If you’ve spent two decades watching your social and other life crumble because of your spouse’s ADHD, how do you then let go of your people pleasing?
For me, being kind and generous got out of hand. I was terrified of social rejection during the marriage, since my husband’s condition had isolated us. For safety, I accepted that people didn’t reciprocate. I complied with other people’s wishes and needs. I also lost all ability to ask for help (I was so exhausted, the thought of favor debt made me panic).
As a result, I now have resentment and feel abandoned by my family of origin. They let me do all the heavy lifting between us while in a marriage with a severely ill husband and three small children, while they were all single, comfortable adults. After divorce, I’ve had zero support from some of them. They are probably neurodivergent, which explains it, but doesn’t make me less alone.
Then there’s work that sucks the marrow out of me many if not most days. There are highly emotional clients, high stakes, and life or death situations. Regrettably, people pleasing coupled with heavy responsibilities would be the best description of my work. At this point, I rely mostly on work for self-esteem, so changing it isn’t easy.

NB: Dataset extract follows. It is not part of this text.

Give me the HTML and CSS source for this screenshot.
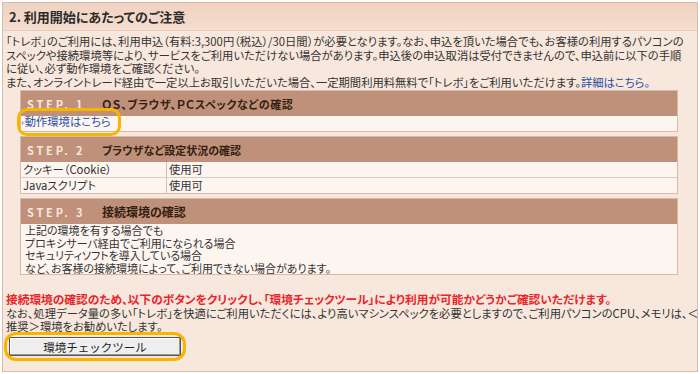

I’ve been reading about how to end people pleasing. Still there’s something I don’t get. I prioritize friends and meaningful activities. It’s good, but it doesn’t take away the massive losses of the past, insatiable needs around me, an inner voice demanding more every day, the grieving over family, the demands at work. The feeling less than.
How come, though there are accomplishments, I feel fundamentally failed, unimportant and sad?
Any thoughts would be welcome.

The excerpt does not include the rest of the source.